Research and study is one of the most common forms of fair dealing. In libraries you will often find that there are statements on how much of a work you can reproduce for the purposes of research or study.

Educational institutions

No infringement occurs where short extracts of published literary, dramatic, musical or artistic works or short extracts of adaptations of those works are collected in a book, sound recording or film intended to be used by places of education.

Libraries and archives

Copying in libraries and archives is permissible when the purpose is:

  • for members of Parliament;
  • for research or study purposes;
  • for other libraries or archives;
  • to make a copy of an unpublished work;
  • to make a working copy, reference copy or replacement copy of a work kept in the collection of the Australian Archives;
  • for preservation or replacement;
  • for publication of an unpublished work.

There are some limitations on the extent to which libraries can make available electronic reproductions of works.

Other exceptions

There are also a number of specific exceptions to infringement in relation to works, and subject matter other than works. For example, it is permissible to make reproductions of computer programs for a number of purposes which include: normal use or study; making back up copies; making interoperable products; correcting errors; and security testing. Similarly, it is permissible to read or recite literary, dramatic and musical works in public or for a broadcast and to cause sound recordings to be heard in public or broadcast. There are a range of other specific exceptions to infringement which are not listed here.
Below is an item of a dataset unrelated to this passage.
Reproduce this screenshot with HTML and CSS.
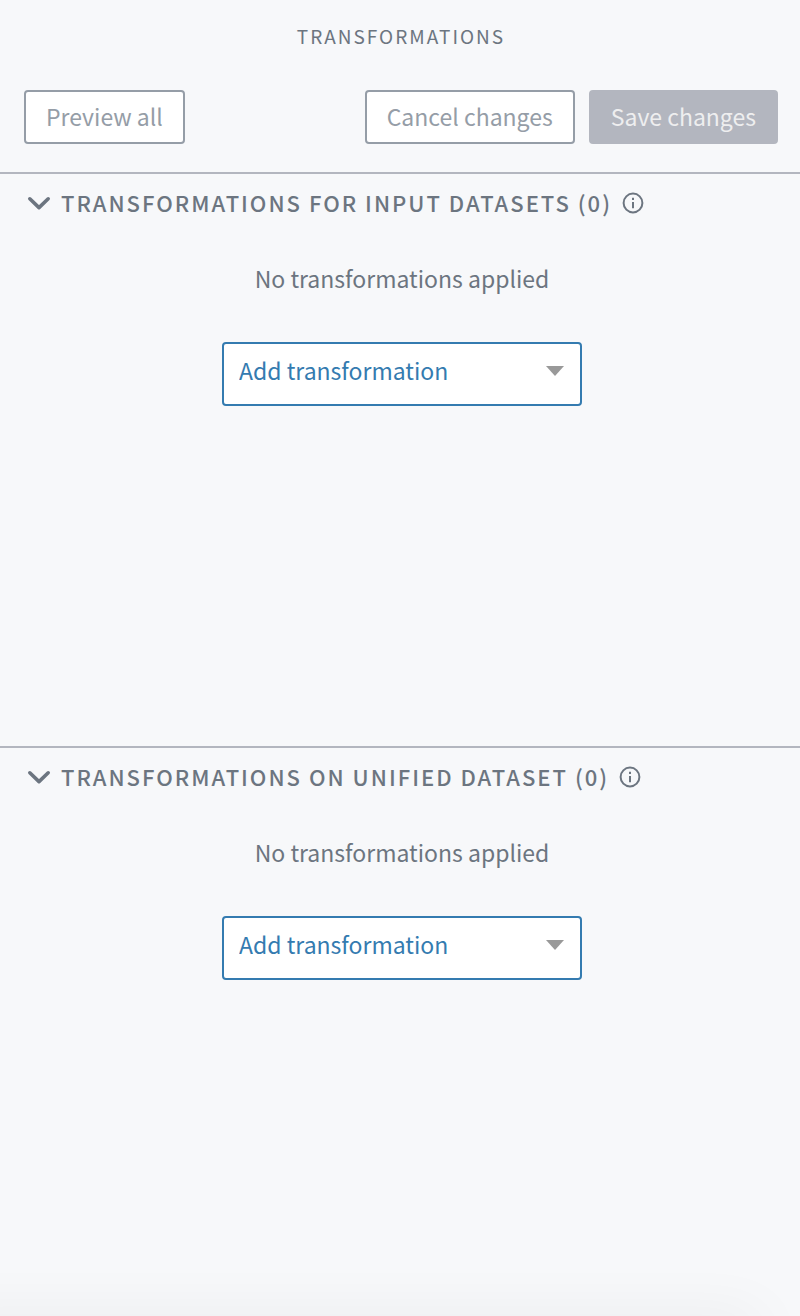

Compulsory licensing schemes

The Copyright Act also establishes a number of compulsory licensing schemes. Under these schemes, acts which would otherwise infringe copyright are permitted, on condition that a royalty is paid to the copyright owner. For example, educational institutions and institutions assisting people with intellectual disabilities are allowed to make copies of sound recordings or films of transmissions without infringing copyright in any work, sound recording or film included in the transmission. This exception only applies if:

  • the administering body of the institution has given a remuneration notice to the appropriate collecting society;
  • the copy is made solely for educational purposes or for the purpose of providing assistance to people with intellectual disabilities;
  • each copy of the recording of the transmission is appropriately marked.

Each of these institutions may also make multiple copies of literary, dramatic, musical and artistic works, provided that essentially the same requirements as set out above for making of copies of transmissions are followed.